Tengo una especial predilección por los libros que hablan de la muerte de algún ser querido, que con su prosa intentan atrapar en un puñado de páginas a ese ser amado que se fue, que evocan pasajes de su vida, que intentan buscar una respuesta, atrapar una luz que les permita agarrarse y continuar hacia delante. Un hijo, una madre, un marido... Es difícil conseguir el tono, no caer en el sentimentalismo barato o la lágrima fácil. Es complicado mantener tensa esa cuerda donde se sostienen las palabras que evocan recuerdos, situaciones, sensaciones y sentimientos. "Mortal y rosa", de Francisco Umbral y "Con mi madre", de Soledad Puértolas son mis dos libros favoritos sobre estos temas. En el primero, Umbral evoca la figura de su hijo muerto, tratando de recomponer la ruina en que esa muerte ha dejado al escritor. Y en el segundo, con una prosa muy contenida, Puértolas hace lo propio tras la desaparición de su madre, tan presente, por otro lado, en casi toda su obra literaria. Últimamente, "La ridícula idea de no volver a verte", de Rosa Montero (del que ya hablé en este blog hace unos meses), me ha conmovido especialmente. No es propiamente una evocación, la de su marido muerto, sino una reflexión sobre la pérdida, sobre el que debe proseguir el camino en solitario, con los diarios de Marie Curie como soporte, quizá para ahuyentar un poco el dolor o para aunar dolores y espantar rotundamente esa posible sensiblería de la que antes hablaba. Es uno de los libros más conmovedores que se han publicado este año.
Ahora llega a mis manos "Lo que no tiene nombre", de Piedad Bonnett, donde la autora colombiana intenta buscar algo a lo que agarrarse tras el suicidio de su hijo Daniel. Es un relato tremendo y hermoso por su desnudez y por su sinceridad. Por la serenidad que, pese al intenso dolor, recorre sus páginas. Una madre que busca consuelo y no lo halla. Que busca explicaciones, que busca palabras en otros libros, que las escribe -con determinación, para que no desaparezca de su memoria- ella misma. Una mujer que busca un sentido. Apenas poco más de cien espléndidas páginas son suficientes para que nos pongamos en la piel de esta mujer: en sus dudas, en sus miedos, en sus reflexiones, en su manera de tambalearse tras la brutal pérdida. El tiempo, escribe, parece ahora definitivamente estancado. Pero no se estanca: el tiempo avanza, avanza, avanza... Y hay que recomponer la vida para que todo siga su curso. Ahí es nada. La tarea más complicada. Y en cierta medida, absurda. Pero no queda otro remedio. Avanzar, sí, es la palabra. Con extrañeza, con dolor, con rabia. En silencio. En silencios compartidos, cómplices, necesarios. Dolorosos.

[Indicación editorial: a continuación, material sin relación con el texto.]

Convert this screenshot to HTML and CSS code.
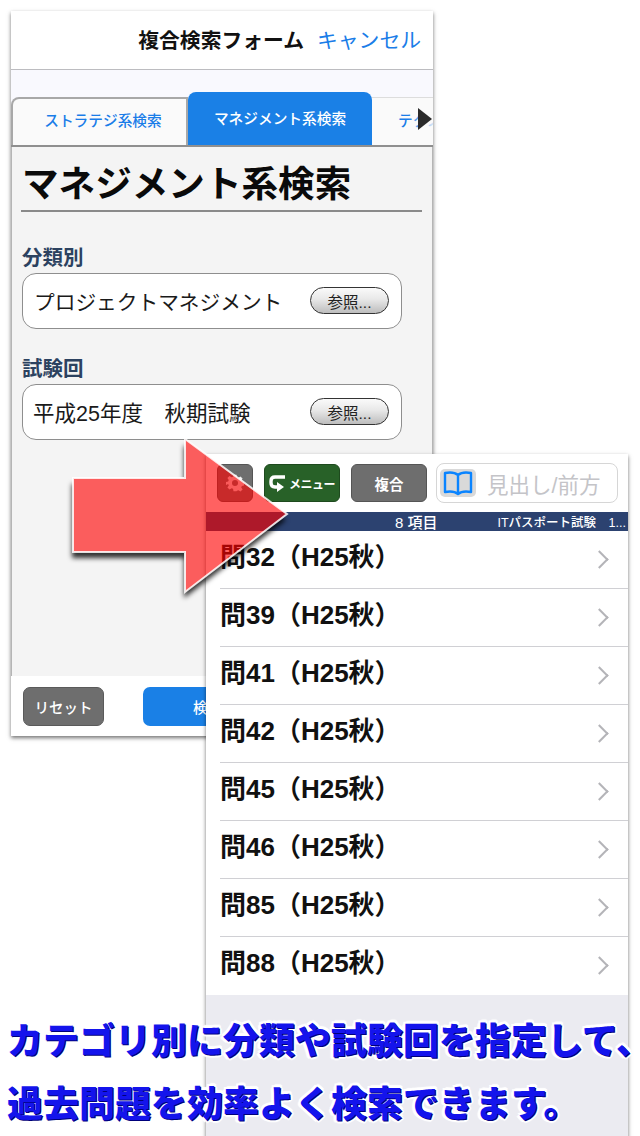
FILE: index.html
```html
<!DOCTYPE html>
<html lang="ja">
<head>
    <meta charset="UTF-8">
    <meta name="viewport" content="width=device-width, initial-scale=1.0">
    <title>複合検索フォーム</title>
    <link rel="stylesheet" href="styles.css">
</head>
<body>
    <!-- back window: search form -->
    <section class="phone phone-form">
        <header class="form-header">
            <h2>複合検索フォーム</h2>
            <a href="#">キャンセル</a>
        </header>
        <div class="tab-band"></div>
        <nav class="tabs">
            <a href="#" class="tab">ストラテジ系検索</a>
            <a href="#" class="tab tab-active">マネジメント系検索</a>
            <a href="#" class="tab tab-cut">テクノロジ系検索</a>
            <svg class="tab-more" width="14" height="22" viewBox="0 0 14 22"><path d="M0 0L14 11L0 22Z" fill="#2a2a2a"/></svg>
        </nav>
        <div class="form-body">
            <h1>マネジメント系検索</h1>
            <div class="group">
                <h3>分類別</h3>
                <div class="field">
                    <span class="field-kana">プロジェクトマネジメント</span>
                    <button class="browse">参照...</button>
                </div>
            </div>
            <div class="group">
                <h3>試験回</h3>
                <div class="field">
                    <span>平成25年度　秋期試験</span>
                    <button class="browse">参照...</button>
                </div>
            </div>
        </div>
        <footer class="form-footer">
            <button class="btn-reset">リセット</button>
            <button class="btn-search">検索を実行する</button>
        </footer>
    </section>

    <!-- front window: results -->
    <section class="phone phone-list">
        <div class="toolbar">
            <button class="tool tool-gear">
                <svg width="18" height="18" viewBox="0 0 24 24"><path fill="#f0f0f0" fill-rule="evenodd" d="M10 1h4l.6 3.2 2 .8L19.300 3.200l2.800 2.800-1.800 2.700.8 2 3.200.6v4l-3.200.6-.8 2 1.800 2.700-2.800 2.800-2.700-1.800-2 .8L14 23h-4l-.6-3.200-2-.8-2.700 1.800-2.800-2.800 1.800-2.700-.8-2L-.3 14.700v-4l3.200-.6.8-2L1.900 5.400 4.700 2.600l2.700 1.800 2-.8zM12 8a4 4 0 1 0 0 8 4 4 0 0 0 0-8z"/></svg>
            </button>
            <button class="tool tool-menu">
                <svg width="18" height="18" viewBox="0 0 18 18"><path fill="none" stroke="#fff" stroke-width="3.400" d="M16 3H6Q2 3 2 7V9Q2 13 6 13H8"/><path fill="#fff" d="M8 8l7 5-7 5z"/></svg>
                <span>メニュー</span>
            </button>
            <button class="tool tool-multi">複合</button>
            <div class="search-box">
                <span class="book">
                    <svg width="30" height="26" viewBox="0 0 30 26"><path fill="none" stroke="#0a84ff" stroke-width="2.400" stroke-linejoin="round" d="M15 5C12 2.500 7 2 2 3v19c5-1 10-.5 13 2 3-2.500 8-3 13-2V3c-5-1-10-.5-13 2zM15 5v19"/></svg>
                </span>
                <span class="search-hint">見出し/前方</span>
            </div>
        </div>
        <div class="count-bar">
            <span class="count">8 項目</span>
            <span class="exam">ITパスポート試験　1...</span>
        </div>
        <ul class="rows">
            <li>問32（H25秋）</li>
            <li>問39（H25秋）</li>
            <li>問41（H25秋）</li>
            <li>問42（H25秋）</li>
            <li>問45（H25秋）</li>
            <li>問46（H25秋）</li>
            <li>問85（H25秋）</li>
            <li>問88（H25秋）</li>
        </ul>
    </section>

    <!-- red arrow over both windows -->
    <svg class="arrow" width="240" height="180" viewBox="60 430 240 180">
        <defs>
            <filter id="soft" x="-20%" y="-20%" width="140%" height="140%"><feGaussianBlur stdDeviation="2.500"/></filter>
            <mask id="outside" maskUnits="userSpaceOnUse" x="60" y="430" width="240" height="180">
                <rect x="60" y="430" width="240" height="180" fill="#fff"/>
                <path d="M73 478H185V439L287 514L185 592V552H73Z" fill="#000"/>
            </mask>
        </defs>
        <g mask="url(#outside)">
            <path d="M73 478H185V439L287 514L185 592V552H73Z" transform="translate(-1 6)" fill="#000" fill-opacity=".8" filter="url(#soft)"/>
        </g>
        <path d="M73 478H185V439L287 514L185 592V552H73Z" fill="#ff0000" fill-opacity=".62" stroke="#fff" stroke-opacity=".85" stroke-width="2"/>
    </svg>

    <p class="caption">カテゴリ別に分類や試験回を指定して、<br>過去問題を効率よく検索できます。</p>
</body>
</html>
```

FILE: styles.css
```css
* {
    box-sizing: border-box;
}

body {
    margin: 0;
    width: 640px;
    height: 1136px;
    position: relative;
    overflow: hidden;
    background: #fff;
    font-family: "Liberation Sans", "Noto Sans CJK JP", sans-serif;
    color: #111;
}

button {
    font-family: inherit;
    padding: 0;
}

.phone {
    position: absolute;
    width: 422px;
    background: #fff;
    box-shadow: 0 2px 4px rgba(0, 0, 0, 0.55);
    display: flex;
    flex-direction: column;
}

.phone-form {
    left: 11px;
    top: 11px;
    height: 725px;
}

.phone-list {
    left: 206px;
    top: 454px;
    height: 690px;
    background: #ebebf1;
}

/* form header */
.form-header {
    height: 59px;
    flex: none;
    background: #fff;
    border-bottom: 1px solid #bcbcc0;
    display: flex;
    align-items: center;
    justify-content: flex-end;
    padding: 0 12px 2px 0;
    gap: 13px;
    font-size: 20.800px;
}

.form-header h2 {
    margin: 0;
    font-size: inherit;
    font-weight: 700;
}

.form-header a {
    color: #1a7de8;
    text-decoration: none;
}

.tab-band {
    height: 22px;
    flex: none;
    background: #f9f9fe;
}

/* tabs */
.tabs {
    height: 55px;
    flex: none;
    display: flex;
    align-items: flex-end;
    position: relative;
    overflow: hidden;
    background: #f9f9fe;
    border-bottom: 2px solid #8f8f8f;
}

.tab {
    height: 48px;
    width: 177px;
    flex: none;
    display: flex;
    align-items: center;
    justify-content: center;
    padding: 0 0 5px 7px;
    font-size: 14.700px;
    font-weight: 500;
    color: #1a7de8;
    text-decoration: none;
    background: #fafafa;
    border: 2px solid #a8a8a8;
    border-bottom: 0;
    border-radius: 8px 0 0 0;
}

.tab-active {
    height: 53px;
    width: 184px;
    padding: 0 0 2px;
    color: #fff;
    background: #1a80e6;
    border: 0;
    border-radius: 8px 8px 0 0;
}

.tab-cut {
    width: 130px;
    justify-content: flex-start;
    padding-left: 26px;
    white-space: nowrap;
    overflow: hidden;
    position: relative;
    border: 0;
    border-top: 1px solid #ddd;
    border-radius: 0;
}

.tab-cut::after {
    content: "";
    position: absolute;
    left: 36px;
    top: 0;
    right: 0;
    bottom: 0;
    background: linear-gradient(to right, rgba(250, 250, 250, 0), #fafafa 30px);
}

.tab-more {
    position: absolute;
    right: 1px;
    top: 16px;
}

/* form body */
.form-body {
    flex: 1;
    background: #f4f4f4;
    padding: 13px 10px 0 9px;
    border-left: 1px solid #b5b5b5;
    border-right: 1px solid #b5b5b5;
}

.form-body h1 {
    margin: 0 0 33px;
    height: 52px;
    padding-left: 1px;
    font-size: 36.600px;
    line-height: 49px;
    font-weight: 700;
    color: #0a0a0a;
    border-bottom: 2px solid #8a8a8a;
    white-space: nowrap;
}

.group {
    margin: 0 20px 27px 1px;
}

.group h3 {
    margin: 0 0 2px;
    font-size: 20.500px;
    line-height: 26px;
    font-weight: 700;
    color: #2c4260;
}

.field {
    height: 56px;
    background: #fff;
    border: 1px solid #8e8e8e;
    border-radius: 14px;
    display: flex;
    align-items: center;
    justify-content: space-between;
    padding: 0 12px 1px 10px;
    font-size: 21.500px;
    color: #1a1a1a;
}

.field-kana {
    font-size: 20.700px;
    padding-left: 1px;
}

.browse {
    width: 79px;
    height: 27px;
    font-size: 15.500px;
    color: #222;
    border: 1px solid #333;
    border-radius: 14px;
    background: linear-gradient(to bottom, #fafafa, #e8e8e8 45%, #bdbdbd);
}

/* form footer */
.form-footer {
    height: 60px;
    flex: none;
    background: #fff;
    display: flex;
    align-items: center;
    gap: 39px;
    padding: 0 12px;
}

.btn-reset,
.btn-search {
    height: 39px;
    border-radius: 7px;
    color: #fff;
    font-size: 14.500px;
    font-weight: 500;
    border: 0;
}

.btn-reset {
    width: 81px;
    background: #6e6e6e;
    border: 1px solid #5a5a5a;
}

.btn-search {
    flex: 1;
    background: #1a80e6;
    text-align: left;
    padding-left: 50px;
}

/* results toolbar */
.toolbar {
    height: 58px;
    flex: none;
    background: #fff;
    display: flex;
    align-items: center;
    padding: 0 10px 0 11px;
}

.tool {
    height: 38px;
    border-radius: 6px;
    border: 1px solid #555;
    background: #6e6e6e;
    color: #fff;
    font-size: 14.500px;
    font-weight: 700;
    display: flex;
    align-items: center;
    justify-content: center;
}

.tool-gear {
    width: 36px;
    margin-right: 11px;
}

.tool-menu {
    width: 76px;
    margin-right: 11px;
    background: #286128;
    border-color: #1e4a1e;
    font-size: 12px;
    letter-spacing: -0.5px;
    gap: 2px;
}

.tool-multi {
    width: 76px;
    margin-right: 9px;
}

.search-box {
    flex: 1;
    height: 40px;
    background: #fff;
    border: 1px solid #d6d6d6;
    border-radius: 8px;
    display: flex;
    align-items: center;
    padding-left: 3px;
}

.book {
    width: 36px;
    height: 28px;
    background: #d9d9d9;
    border-radius: 5px;
    display: flex;
    align-items: center;
    justify-content: center;
}

.search-hint {
    margin-left: 11px;
    font-size: 21.500px;
    color: #c4c4c8;
    white-space: nowrap;
}

/* count bar */
.count-bar {
    height: 19px;
    flex: none;
    background: #2c4270;
    color: #fff;
    display: flex;
    align-items: center;
    font-weight: 500;
    white-space: nowrap;
}

.count {
    margin-left: 189px;
    font-size: 15px;
}

.exam {
    margin-left: 60px;
    font-size: 12.500px;
}

/* rows */
.rows {
    list-style: none;
    margin: 0;
    padding: 0 0 0 14px;
    background: #fff;
    flex: none;
}

.rows li {
    height: 58px;
    position: relative;
    display: flex;
    align-items: center;
    font-size: 26px;
    font-weight: 700;
    color: #111;
    border-bottom: 1px solid #d0d0d4;
    padding-bottom: 11px;
}

.rows li:last-child {
    border-bottom: 0;
}

.rows li::after {
    content: "";
    position: absolute;
    right: 22px;
    top: 22px;
    width: 11px;
    height: 11px;
    border-top: 2px solid #b4b4b8;
    border-right: 2px solid #b4b4b8;
    transform: rotate(45deg);
}

/* overlays */
.arrow {
    position: absolute;
    left: 60px;
    top: 430px;
}

.caption {
    position: absolute;
    left: 7px;
    top: 1010px;
    margin: 0;
    white-space: nowrap;
    font-size: 36px;
    line-height: 63px;
    font-weight: 900;
    color: #1414ec;
    text-shadow:
        1px 1px 0 #00007a,
        2px 0 0 #fff, -2px 0 0 #fff, 0 2px 0 #fff, 0 -2px 0 #fff,
        2px 2px 0 #fff, -2px 2px 0 #fff, 2px -2px 0 #fff, -2px -2px 0 #fff,
        3px 1px 1px #fff, -3px 1px 1px #fff, 1px 3px 1px #fff, 1px -3px 1px #fff;
}
```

Leo el libro de un tirón y quiero volver a leerlo. Por su poesía, por su serenidad, por su valentía, por su pudor. Porque hace unas semanas soñé que mi padre se moría y viví varios días sumido en una profunda angustia. Y porque seguimos necesitando encontrarle un sentido a todo esto. Aceptar que la vida es un ciclo, que las trampas o los dulces momentos (según el día, según la noche) no nos van a impedir llegar a ese punto sin retorno del que huimos como de la peor de nuestras pesadillas o del más dañino de nuestros enemigos, la muerte. Aceptarla debe ser el reto. Es el reto. Sí, lo sabemos. Sabemos que está ahí, que nos aguarda y que aguarda a los seres a los que amamos. Aunque no queramos pensar demasiado en ello. Aunque prefiramos huir de ese pensamiento todo el tiempo. Como yo mismo, la otra mañana, cuando me desperté tras soñar que había muerto mi padre y llamé a su casa para escuchar su voz. Sólo para eso. Y al escucharla -la voz aún soñolienta de mi padre-, respiré aliviado. Y ya no quise pensar en nada más.